Sumbartime-Pemerintah mewajibkan para pelanggan kartu SIM seluler prabayar melakukan registrasi nomor mereka. Sejak Selasa (31/10), registrasi dilakukan dengan mengirimkan nomor KTP dan Kartu Keluarga (KK) ke 4444. Aturan yang dikeluarkan oleh Kementerian Komunikasi dan Informatika (Kemkominfo) berlaku baik untuk pelanggan SIM card lama maupun baru.
Aturan yang mewajibkan masyarakat meregistrasi ulang kartu SIM prabayar tersebut sudah berjalan efektif beberapa hari, yaitu sejak 31 Oktober 2017. Namun, ada beberapa poin penting yang ternyata masih belum diperhatikan pemerintah.
Ahli Keamanan Siber dari CISSRec, Pratama Persadha, mengatakan bahwa ada beberapa poin yang diabaikan oleh pemerintah terkait kebijakan registrasi kartu SIM. Adapun salah satu poin yang masih terlewati oleh pemerintah tersebut adalah fitur pembatalan atau ‘unregistered’.

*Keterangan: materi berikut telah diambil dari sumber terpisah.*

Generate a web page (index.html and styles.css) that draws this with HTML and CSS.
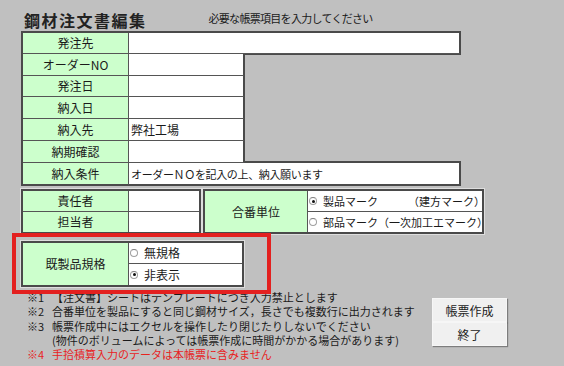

Menurut Pratama, saat ini proses registrasi kartu SIM prabayar bersifat final yang memiliki arti bahwa sekali selesai, proses itu tak bisa diganggu-gugat lagi. Hal tersebut dapat mengakibatkan ketika nomor seseorang dipakai orang lain untuk register, orang yang dipakai nomornya tersebut tidak tahu. Saat orang tersebut mau membatalkan proses registrasi tersebut, mekanisme itu tidak ada.
Kekurangan kedua yang jadi sorotan Pratama adalah tidak adanya mekanisme praktis untuk mengganti nomor yang sudah diregistrasi. Sedangkan di negara-negara yang juga mewajibkan penduduknya meregistrasi kartu SIM, mekanisme seperti itu sudah ada.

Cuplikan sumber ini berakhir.